Reconstruction
Royer's Le Pouvoir de l'Amour
What does a musical director do when a 260-year-old opera is incomplete?
This was the challenge faced by Professor of Harpsichord Lisa
Goode-Crawford in bringing the French baroque opera-ballet Le
Pouvoir de l'Amour (The Power of Love) by Joseph-Nicolas-Pancrace
Royer to life, in performances in Finney Chapel in February 2002.
Co-produced
by the Centre de Musique Baroque de Versailles (CMBV) and supported
by a grant from the Florence Gould Foundation, the idea to perform
Le Pouvoir de l'Amour originated in 1979 when Crawford took
leave from Oberlin to study Royer's harpsichord works. The result:
a critical edition of Royer's Pieces de clavecin, as well
as an abiding interest in Royer's opera-ballets, virtually unknown
today. "Royer's works have remained in libraries unedited,
unperformed, and for the most part unexamined," says Crawford.
She received another research status grant in 2000 to complete
work on the opera edition, and make preparations for the production.
Three performance scores of Le Pouvoir de l'Amour are extant
in the libraries of the city of Versailles and at the Paris
Opera.
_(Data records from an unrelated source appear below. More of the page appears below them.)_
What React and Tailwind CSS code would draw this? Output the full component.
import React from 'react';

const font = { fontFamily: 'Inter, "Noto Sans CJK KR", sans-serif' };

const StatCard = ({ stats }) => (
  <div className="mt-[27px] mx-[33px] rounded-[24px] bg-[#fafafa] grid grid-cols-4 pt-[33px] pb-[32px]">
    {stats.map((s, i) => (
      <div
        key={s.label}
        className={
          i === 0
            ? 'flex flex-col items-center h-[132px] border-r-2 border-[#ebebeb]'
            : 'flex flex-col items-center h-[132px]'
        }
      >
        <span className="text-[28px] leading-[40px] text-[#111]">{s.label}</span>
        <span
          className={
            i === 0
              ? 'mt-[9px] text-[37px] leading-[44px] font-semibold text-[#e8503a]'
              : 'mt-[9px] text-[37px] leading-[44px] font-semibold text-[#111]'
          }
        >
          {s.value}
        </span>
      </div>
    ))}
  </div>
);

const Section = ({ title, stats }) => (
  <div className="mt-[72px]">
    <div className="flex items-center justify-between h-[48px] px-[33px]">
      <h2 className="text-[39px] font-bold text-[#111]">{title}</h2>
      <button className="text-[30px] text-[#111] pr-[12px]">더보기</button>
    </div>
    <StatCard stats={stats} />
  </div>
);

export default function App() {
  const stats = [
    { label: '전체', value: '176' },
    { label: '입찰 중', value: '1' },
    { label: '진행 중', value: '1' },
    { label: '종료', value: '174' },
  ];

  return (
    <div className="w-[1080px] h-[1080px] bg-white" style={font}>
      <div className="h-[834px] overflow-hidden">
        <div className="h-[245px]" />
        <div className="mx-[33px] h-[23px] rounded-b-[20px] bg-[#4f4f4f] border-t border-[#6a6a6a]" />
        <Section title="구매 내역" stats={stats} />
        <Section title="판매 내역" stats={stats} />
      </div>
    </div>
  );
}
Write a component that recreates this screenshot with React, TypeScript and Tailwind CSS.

None of them, however, includes instrumental parts. In
French operas of this period, the music played by the violas is
usually absent from the published score, necessitating the challenging
task of reconstruction for modern performance. During much of
2001, Gerard Geay, chercheur at the CMBV, did just that
for Le Pouvoir de l'Amour, using as models the inner parts
from other operas by Royer and his contemporaries.
Other mysteries remained. "Another chorus was only hinted
at in the music score. It was only when I discovered the printed
libretto that I found that the chorus was present in the scene,"
says Crawford. "So, Gerard wrote the inner parts for that
as well."
The cast included Conservatory stu- dents, as well as professional
singers, instrumentalists, and dancers, many Oberlin alumni, and
featured several significant collaborations. Olivier Schneebeli,
Director of the Choir of the CMBV, instructed the opera chorus
in French baroque styles of declamation. Catherine Turocy, Artistic
Director of the New York Baroque Dance Company, created the choreography,
and members of the company joined the production. Rhetorician
Patricia Ranum instructed the cast in declamation of the text.
Victoria Vaughan, Assistant Director of Oberlin Opera Theatre,
was stage director and harpsichordist Michael Sponseller '97,
was associate music director.
Crawford's critical edition of the opera, including the reconstructed
parts by Geay, is to be published by the CMBV.